The beauty of what you’ve said about Little Falls is that fiction writers can tell multiple female veteran stories in one character. I want the world to dive into these characters, and non-fiction can feel like being a journalist. I’m not a combat veteran and I think it’s important for people to hear from a spectrum of voices in our community with all the labels. I would enjoy your book a thousand times more before a “fancy, so and so”. I can’t wait to read Camille’s voice. I need the characters to pull me forward.
Elizabeth: Yes! Was your main character’s battle buddy, Concepcion, based on anyone you knew in the military? (Or maybe based on several people you knew?)
Alicia: Several people I knew, but some of the stories from basic training are largely true. They are excerpts from my time at Fort Jackson. I had a few battle buddies in my career and the friendships carried me through. They still do today. That bond is never broken. It’s one of the most beautiful things I wanted to highlight for the audience. That we would hold each other accountable on the job but we would also be there no matter what. Typically, female veterans isolate and stay silent because there are just so few of us in comparison to men. I wanted us to have a moment to shine on that part.
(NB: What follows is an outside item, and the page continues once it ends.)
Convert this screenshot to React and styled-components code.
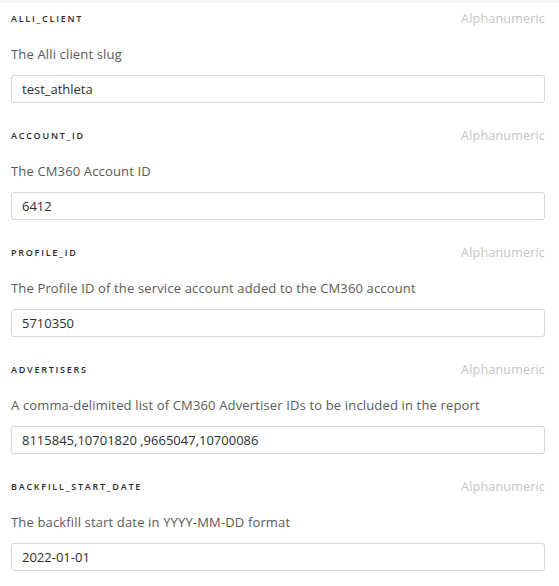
import React from 'react';
import styled, { createGlobalStyle } from 'styled-components';

const GlobalStyle = createGlobalStyle`
  body {
    margin: 0;
    background: #fff;
    font-family: 'Open Sans', 'Liberation Sans', sans-serif;
  }
`;

const fields = [
  { name: 'ALLI_CLIENT', description: 'The Alli client slug', value: 'test_athleta' },
  { name: 'ACCOUNT_ID', description: 'The CM360 Account ID', value: '6412' },
  {
    name: 'PROFILE_ID',
    description: 'The Profile ID of the service account added to the CM360 account',
    value: '5710350',
  },
  {
    name: 'ADVERTISERS',
    description: 'A comma-delimited list of CM360 Advertiser IDs to be included in the report',
    value: '8115845,10701820 ,9665047,10700086',
  },
  {
    name: 'BACKFILL_START_DATE',
    description: 'The backfill start date in YYYY-MM-DD format',
    value: '2022-01-01',
  },
];

const Panel = styled.div`
  width: 559px;
  height: 586px;
  overflow: hidden;
  box-sizing: border-box;
  padding: 0 14px 0 11px;
  border-top: 3px solid #f5f5f5;
`;

const Field = styled.div`
  display: flex;
  flex-direction: column;
  padding: ${(props) => (props.first ? '7px' : '10px')} 0 14px;
`;

const Header = styled.div`
  display: flex;
  justify-content: space-between;
  align-items: center;
  height: 16px;
`;

const Name = styled.span`
  font-size: 9px;
  font-weight: 600;
  letter-spacing: 1.75px;
  color: #2b2b2b;
`;

const Type = styled.span`
  font-size: 12.5px;
  color: #c4c4c4;
  letter-spacing: 0.2px;
`;

const Description = styled.p`
  margin: 19px 0 12px;
  font-size: 13px;
  line-height: 18px;
  letter-spacing: 0.15px;
  color: #5a5a5a;
`;

const Input = styled.input`
  box-sizing: border-box;
  height: 28px;
  width: 100%;
  padding: 0 10px;
  border: 1px solid #d6d6d6;
  border-radius: 3px;
  font-family: inherit;
  font-size: 13px;
  color: #2e2e2e;
  background: #fff;
  outline: none;
`;

export default function App() {
  return (
    <>
      <GlobalStyle />
      <Panel>
        {fields.map((f, i) => (
          <Field key={f.name} first={i === 0}>
            <Header>
              <Name>{f.name}</Name>
              <Type>Alphanumeric</Type>
            </Header>
            <Description>{f.description}</Description>
            <Input defaultValue={f.value} readOnly />
          </Field>
        ))}
      </Panel>
    </>
  );
}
My second book coming out in 2021 is from Concepcion’s perspective, and I can’t wait for people to hear her voice.
Elizabeth: That’s definitely true! I’m not great about keeping in touch with people, but I was lucky enough to get together with a Navy buddy a couple of years ago while I was in Denver for a conference. It was like we hadn’t seen each other for 15 minutes, rather than 15 years. Congratulations on the second book!
Alicia: Thank you! Congrats on Little Falls! I will be cheering in the review section. Your book baby was just born — August 11, right?
Elizabeth: Thank you, and yes!
(and my 2 year old just woke up and is insisting on typing on my computer…)
Alicia: Oh, perfect! Say hi to the 2 year old! Great talking to you! Thanks, Elizabeth!
Elizabeth: It was great talking with you! Always terrific to connect with another female veteran (especially the wonderful ones)! Thank you!